Not many were very well known, but he was one of the better-known ones. They felt that in addition to having people there who would take photographs, (they should) have artists there as well with their sensibility to capture what was going on in the war in drawings, paintings and so forth. …
James Brooks created one of the most well-known and highly regarded murals during the WPA (Works Progress Administration) years, which is still there and visible at LaGuardia Airport. It was probably the most ambitious — in terms of size, content and scale — mural ever made in the United States, and that’s a remarkable story.
There are so many different sides to this artist, and I think there hasn’t really been an exhibition or a publication that has brought all of these various aspects of his life and of his work in one place.
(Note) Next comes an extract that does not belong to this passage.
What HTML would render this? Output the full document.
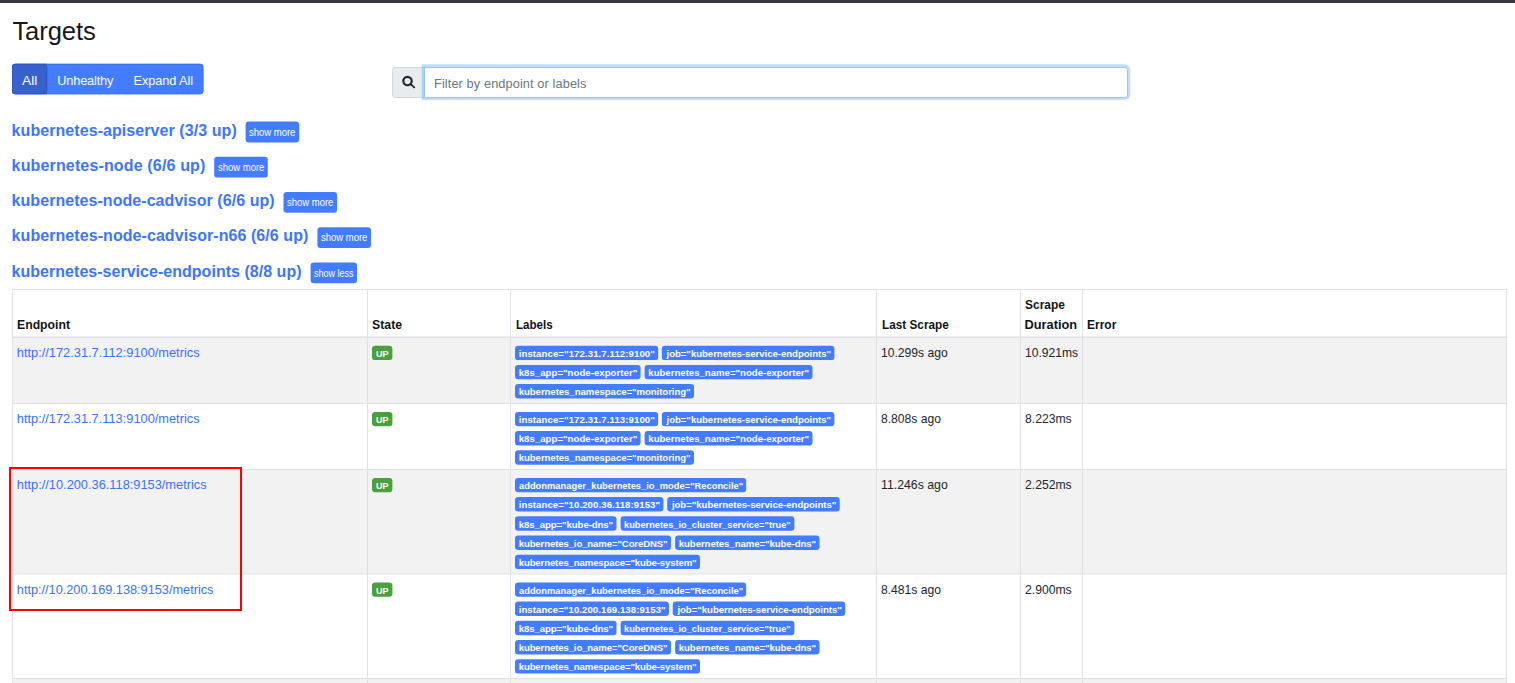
<!DOCTYPE html>
<html lang="en">
<head>
<meta charset="utf-8">
<title>Prometheus Time Series Collection and Processing Server</title>
<style>
html,body{margin:0;padding:0;background:#fff;}
body{width:1515px;height:683px;overflow:hidden;position:relative;font-family:"Liberation Sans",sans-serif;font-size:12.8px;color:#212529;}
.abs{position:absolute;}
.t{position:absolute;white-space:nowrap;line-height:1;transform-origin:0 0;z-index:2;}
.h2{font-size:25.6px;font-weight:400;color:#16181b;}
.btn{color:#fff;}
.ph{color:#6c757d;}
.pool{font-size:16px;font-weight:700;color:#3d75ff;}
.sm{font-size:10.4px;color:#fff;}
.th{font-weight:700;color:#111417;}
.lnk{color:#3a71fc;}
.td{color:#212529;}
.bd{font-size:9.6px;font-weight:700;color:#fff;}
.box{position:absolute;box-sizing:border-box;}
.bg{background:#447cff;border-radius:3.2px;}
.up{background:#4aa03c;border-radius:3.2px;}
.vl{position:absolute;width:1px;background:#dee2e6;top:289px;height:394px;}
.hl{position:absolute;height:1px;background:#dee2e6;left:12px;width:1495px;}
.stripe{position:absolute;left:13px;width:1493px;background:#f2f2f2;}
</style>
</head>
<body>
<div class="box" style="left:0;top:0;width:1515px;height:3px;background:#343a40;"></div>
<span id="title" class="t h2" style="left:12.40px;top:19.00px;letter-spacing:-0.089px;">Targets</span>
<span id="b1" class="t btn" style="left:22.20px;top:75.00px;transform:scaleX(1.0764);">All</span>
<span id="b2" class="t btn" style="left:57.20px;top:75.00px;letter-spacing:-0.178px;">Unhealthy</span>
<span id="b3" class="t btn" style="left:133.50px;top:75.00px;letter-spacing:-0.104px;">Expand All</span>
<div class="box" style="left:392px;top:67px;width:33px;height:30.6px;background:#e9ecef;border:1px solid #d3d8dd;border-radius:3.2px 0 0 3.2px;"></div>
<svg class="abs" style="left:400px;top:74px;" width="18" height="17" viewBox="0 0 18 17"><circle cx="7.5" cy="7.05" r="4.2" fill="none" stroke="#212529" stroke-width="2.15"/><path d="M10.6 10.1 L14.2 13.35" stroke="#212529" stroke-width="1.9" stroke-linecap="round" fill="none"/></svg>
<div class="box" style="left:424px;top:67px;width:704px;height:30.6px;background:#fff;border:1px solid #95c6ff;border-radius:0 3.2px 3.2px 0;box-shadow:0 -0.4px 0 2.3px rgba(0,123,255,.25);"></div>
<span id="ph" class="t ph" style="left:434.00px;top:78.00px;letter-spacing:0.086px;">Filter by endpoint or labels</span>
<svg class="abs" style="left:0;top:0;z-index:1;" width="1515" height="683" viewBox="0 0 1515 683"><clipPath id="bgc"><rect x="12" y="63.85" width="191.4" height="30.4" rx="3.2"/></clipPath><rect x="12" y="63.85" width="191.4" height="30.4" rx="3.2" fill="#447cff" stroke="none"/><rect x="12.5" y="64.35" width="190.4" height="29.4" rx="2.8" fill="none" stroke="#3a72fb" stroke-width="1"/><g clip-path="url(#bgc)"><rect x="11" y="63" width="35.8" height="32" fill="#3762ce"/><rect x="12.5" y="64.35" width="34.3" height="29.4" rx="2.8" fill="none" stroke="#3058c4" stroke-width="1"/></g><rect x="245.60" y="121.60" width="53.60" height="20.80" rx="3.2" fill="#447cff"/><rect x="214.20" y="156.80" width="53.60" height="20.80" rx="3.2" fill="#447cff"/><rect x="283.50" y="192.00" width="53.60" height="20.80" rx="3.2" fill="#447cff"/><rect x="317.40" y="227.20" width="53.60" height="20.80" rx="3.2" fill="#447cff"/><rect x="310.60" y="262.40" width="46.40" height="20.80" rx="3.2" fill="#447cff"/><rect x="372.00" y="345.70" width="20.40" height="14.40" rx="3.2" fill="#4aa03c"/><rect x="515.00" y="345.70" width="143.20" height="14.40" rx="3.2" fill="#447cff"/><rect x="661.80" y="345.70" width="172.60" height="14.40" rx="3.2" fill="#447cff"/><rect x="515.00" y="364.90" width="125.60" height="14.40" rx="3.2" fill="#447cff"/><rect x="644.60" y="364.90" width="167.90" height="14.40" rx="3.2" fill="#447cff"/><rect x="515.00" y="384.10" width="179.00" height="14.40" rx="3.2" fill="#447cff"/><rect x="372.00" y="411.90" width="20.40" height="14.40" rx="3.2" fill="#4aa03c"/><rect x="515.00" y="411.90" width="143.20" height="14.40" rx="3.2" fill="#447cff"/><rect x="661.80" y="411.90" width="172.60" height="14.40" rx="3.2" fill="#447cff"/><rect x="515.00" y="431.10" width="125.60" height="14.40" rx="3.2" fill="#447cff"/><rect x="644.60" y="431.10" width="167.90" height="14.40" rx="3.2" fill="#447cff"/><rect x="515.00" y="450.30" width="179.00" height="14.40" rx="3.2" fill="#447cff"/><rect x="372.00" y="477.90" width="20.40" height="14.40" rx="3.2" fill="#4aa03c"/><rect x="515.00" y="477.90" width="231.20" height="14.40" rx="3.2" fill="#447cff"/><rect x="515.00" y="497.10" width="148.40" height="14.40" rx="3.2" fill="#447cff"/><rect x="667.20" y="497.10" width="172.50" height="14.40" rx="3.2" fill="#447cff"/><rect x="515.00" y="516.30" width="101.50" height="14.40" rx="3.2" fill="#447cff"/><rect x="620.60" y="516.30" width="173.80" height="14.40" rx="3.2" fill="#447cff"/><rect x="515.00" y="535.50" width="156.00" height="14.40" rx="3.2" fill="#447cff"/><rect x="675.10" y="535.50" width="144.40" height="14.40" rx="3.2" fill="#447cff"/><rect x="515.00" y="554.70" width="185.00" height="14.40" rx="3.2" fill="#447cff"/><rect x="372.00" y="582.40" width="20.40" height="14.40" rx="3.2" fill="#4aa03c"/><rect x="515.00" y="582.40" width="231.20" height="14.40" rx="3.2" fill="#447cff"/><rect x="515.00" y="601.60" width="154.00" height="14.40" rx="3.2" fill="#447cff"/><rect x="672.70" y="601.60" width="172.50" height="14.40" rx="3.2" fill="#447cff"/><rect x="515.00" y="620.80" width="101.50" height="14.40" rx="3.2" fill="#447cff"/><rect x="620.60" y="620.80" width="173.80" height="14.40" rx="3.2" fill="#447cff"/><rect x="515.00" y="640.00" width="156.00" height="14.40" rx="3.2" fill="#447cff"/><rect x="675.10" y="640.00" width="144.40" height="14.40" rx="3.2" fill="#447cff"/><rect x="515.00" y="659.20" width="185.00" height="14.40" rx="3.2" fill="#447cff"/></svg>
<span id="p0" class="t pool" style="left:11.60px;top:123.00px;letter-spacing:0.069px;">kubernetes-apiserver (3/3 up)</span>
<span id="s0" class="t sm" style="left:249.20px;top:128.00px;transform:scaleX(0.9130);">show more</span>
<span id="p1" class="t pool" style="left:11.60px;top:158.00px;letter-spacing:0.151px;">kubernetes-node (6/6 up)</span>
<span id="s1" class="t sm" style="left:217.80px;top:163.00px;transform:scaleX(0.9130);">show more</span>
<span id="p2" class="t pool" style="left:11.60px;top:193.00px;letter-spacing:0.051px;">kubernetes-node-cadvisor (6/6 up)</span>
<span id="s2" class="t sm" style="left:287.10px;top:198.00px;transform:scaleX(0.9130);">show more</span>
<span id="p3" class="t pool" style="left:11.60px;top:228.00px;letter-spacing:0.068px;">kubernetes-node-cadvisor-n66 (6/6 up)</span>
<span id="s3" class="t sm" style="left:321.00px;top:233.00px;transform:scaleX(0.9130);">show more</span>
<span id="p4" class="t pool" style="left:11.60px;top:264.00px;letter-spacing:0.027px;">kubernetes-service-endpoints (8/8 up)</span>
<span id="s4" class="t sm" style="left:314.20px;top:269.00px;transform:scaleX(0.8673);">show less</span>
<div class="stripe" style="top:338px;height:65px;"></div>
<div class="stripe" style="top:470px;height:104px;"></div>
<div class="stripe" style="top:679px;height:21px;"></div>
<div class="hl" style="top:289px;"></div>
<div class="hl" style="top:336px;height:2px;background:linear-gradient(#eef0f2,#eef0f2 1px,#dee2e6 1px);"></div>
<div class="hl" style="top:573px;height:2px;background:linear-gradient(#e8eaec,#e8eaec 1px,#eef0f2 1px);"></div>
<div class="hl" style="top:403px;"></div>
<div class="hl" style="top:469px;"></div>
<div class="hl" style="top:678px;"></div>
<div class="vl" style="left:12px;"></div>
<div class="vl" style="left:367px;"></div>
<div class="vl" style="left:510px;"></div>
<div class="vl" style="left:876px;"></div>
<div class="vl" style="left:1020px;"></div>
<div class="vl" style="left:1082px;"></div>
<div class="vl" style="left:1506px;"></div>
<span id="h0" class="t th" style="left:17.20px;top:319.00px;transform:scaleX(0.9559);">Endpoint</span>
<span id="h1" class="t th" style="left:372.30px;top:319.00px;transform:scaleX(0.9623);">State</span>
<span id="h2" class="t th" style="left:515.50px;top:319.00px;transform:scaleX(0.9054);">Labels</span>
<span id="h3" class="t th" style="left:881.60px;top:319.00px;transform:scaleX(0.9208);">Last Scrape</span>
<span id="h4a" class="t th" style="left:1024.60px;top:299.00px;transform:scaleX(0.9350);">Scrape</span>
<span id="h4b" class="t th" style="left:1024.60px;top:319.00px;letter-spacing:-0.027px;">Duration</span>
<span id="h5" class="t th" style="left:1087.40px;top:319.00px;transform:scaleX(0.9389);">Error</span>
<span id="u0" class="t lnk" style="left:16.80px;top:347.00px;letter-spacing:0.007px;">http://172.31.7.112:9100/metrics</span>
<span id="up0" class="t bd" style="left:376.00px;top:349.00px;transform:scaleX(0.9334);">UP</span>
<span id="l0_0_0" class="t bd" style="left:518.70px;top:349.00px;letter-spacing:0.093px;">instance="172.31.7.112:9100"</span>
<span id="l0_0_1" class="t bd" style="left:666.50px;top:349.00px;letter-spacing:-0.031px;">job="kubernetes-service-endpoints"</span>
<span id="l0_1_0" class="t bd" style="left:518.70px;top:368.00px;letter-spacing:0.043px;">k8s_app="node-exporter"</span>
<span id="l0_1_1" class="t bd" style="left:648.30px;top:368.00px;letter-spacing:0.002px;">kubernetes_name="node-exporter"</span>
<span id="l0_2_0" class="t bd" style="left:518.70px;top:387.00px;letter-spacing:-0.051px;">kubernetes_namespace="monitoring"</span>
<span id="ls0" class="t td" style="left:881.40px;top:347.00px;transform:scaleX(0.9470);">10.299s ago</span>
<span id="du0" class="t td" style="left:1025.00px;top:347.00px;transform:scaleX(0.9426);">10.921ms</span>
<span id="u1" class="t lnk" style="left:16.80px;top:413.00px;letter-spacing:0.007px;">http://172.31.7.113:9100/metrics</span>
<span id="up1" class="t bd" style="left:376.00px;top:415.00px;transform:scaleX(0.9334);">UP</span>
<span id="l1_0_0" class="t bd" style="left:518.70px;top:415.00px;letter-spacing:0.093px;">instance="172.31.7.113:9100"</span>
<span id="l1_0_1" class="t bd" style="left:666.50px;top:415.00px;letter-spacing:-0.031px;">job="kubernetes-service-endpoints"</span>
<span id="l1_1_0" class="t bd" style="left:518.70px;top:434.00px;letter-spacing:0.043px;">k8s_app="node-exporter"</span>
<span id="l1_1_1" class="t bd" style="left:648.30px;top:434.00px;letter-spacing:0.002px;">kubernetes_name="node-exporter"</span>
<span id="l1_2_0" class="t bd" style="left:518.70px;top:453.00px;letter-spacing:-0.051px;">kubernetes_namespace="monitoring"</span>
<span id="ls1" class="t td" style="left:881.40px;top:413.00px;transform:scaleX(0.9476);">8.808s ago</span>
<span id="du1" class="t td" style="left:1024.80px;top:413.00px;transform:scaleX(0.9510);">8.223ms</span>
<span id="u2" class="t lnk" style="left:16.80px;top:479.00px;letter-spacing:0.003px;">http://10.200.36.118:9153/metrics</span>
<span id="up2" class="t bd" style="left:376.00px;top:481.00px;transform:scaleX(0.9334);">UP</span>
<span id="l2_0_0" class="t bd" style="left:518.70px;top:481.00px;transform:scaleX(0.9741);">addonmanager_kubernetes_io_mode="Reconcile"</span>
<span id="l2_1_0" class="t bd" style="left:518.70px;top:500.00px;letter-spacing:0.085px;">instance="10.200.36.118:9153"</span>
<span id="l2_1_1" class="t bd" style="left:671.90px;top:500.00px;letter-spacing:-0.034px;">job="kubernetes-service-endpoints"</span>
<span id="l2_2_0" class="t bd" style="left:518.70px;top:520.00px;letter-spacing:-0.076px;">k8s_app="kube-dns"</span>
<span id="l2_2_1" class="t bd" style="left:624.30px;top:520.00px;transform:scaleX(0.9633);">kubernetes_io_cluster_service="true"</span>
<span id="l2_3_0" class="t bd" style="left:518.70px;top:539.00px;letter-spacing:-0.123px;">kubernetes_io_name="CoreDNS"</span>
<span id="l2_3_1" class="t bd" style="left:678.80px;top:539.00px;letter-spacing:-0.063px;">kubernetes_name="kube-dns"</span>
<span id="l2_4_0" class="t bd" style="left:518.70px;top:558.00px;letter-spacing:-0.127px;">kubernetes_namespace="kube-system"</span>
<span id="ls2" class="t td" style="left:881.40px;top:479.00px;transform:scaleX(0.9600);">11.246s ago</span>
<span id="du2" class="t td" style="left:1024.80px;top:479.00px;transform:scaleX(0.9510);">2.252ms</span>
<span id="u3" class="t lnk" style="left:16.80px;top:584.00px;letter-spacing:-0.033px;">http://10.200.169.138:9153/metrics</span>
<span id="up3" class="t bd" style="left:376.00px;top:586.00px;transform:scaleX(0.9334);">UP</span>
<span id="l3_0_0" class="t bd" style="left:518.70px;top:586.00px;transform:scaleX(0.9741);">addonmanager_kubernetes_io_mode="Reconcile"</span>
<span id="l3_1_0" class="t bd" style="left:518.70px;top:605.00px;letter-spacing:0.072px;">instance="10.200.169.138:9153"</span>
<span id="l3_1_1" class="t bd" style="left:677.40px;top:605.00px;letter-spacing:-0.034px;">job="kubernetes-service-endpoints"</span>
<span id="l3_2_0" class="t bd" style="left:518.70px;top:624.00px;letter-spacing:-0.076px;">k8s_app="kube-dns"</span>
<span id="l3_2_1" class="t bd" style="left:624.30px;top:624.00px;transform:scaleX(0.9633);">kubernetes_io_cluster_service="true"</span>
<span id="l3_3_0" class="t bd" style="left:518.70px;top:643.00px;letter-spacing:-0.123px;">kubernetes_io_name="CoreDNS"</span>
<span id="l3_3_1" class="t bd" style="left:678.80px;top:643.00px;letter-spacing:-0.063px;">kubernetes_name="kube-dns"</span>
<span id="l3_4_0" class="t bd" style="left:518.70px;top:662.00px;letter-spacing:-0.127px;">kubernetes_namespace="kube-system"</span>
<span id="ls3" class="t td" style="left:881.40px;top:584.00px;transform:scaleX(0.9476);">8.481s ago</span>
<span id="du3" class="t td" style="left:1024.80px;top:584.00px;transform:scaleX(0.9510);">2.900ms</span>
<div class="box" style="left:9px;top:467px;width:233px;height:144px;border:2px solid #ff0000;z-index:3;"></div>
</body>
</html>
To really show his remarkable achievements in a new light is one of my goals. …
Would I have liked to meet Jackson Pollock in person? Yes, because he was a star and an interesting character. But the guy I would’ve really liked to spend an evening with is James Brooks because of all the things he could have told me; all the stories of his life are so amazing.
I think he has such a rich life that’s really worth telling. … Brooks was, by all accounts, extremely well-liked, a very charming man, not a rebel or troublemaker like Pollock. … He’s an artist who definitely deserves more attention.
Would you like to share any closing thoughts or additional information?
I’m very happy to be able to work at the Parrish again. I worked there for two years; I did four exhibitions there. Then I went to The Phillips Collection for about 12 years, and I retired there just a few months ago. It’s really nice to be back at the Parrish and to do another exhibition there, so I’m particularly pleased to do that.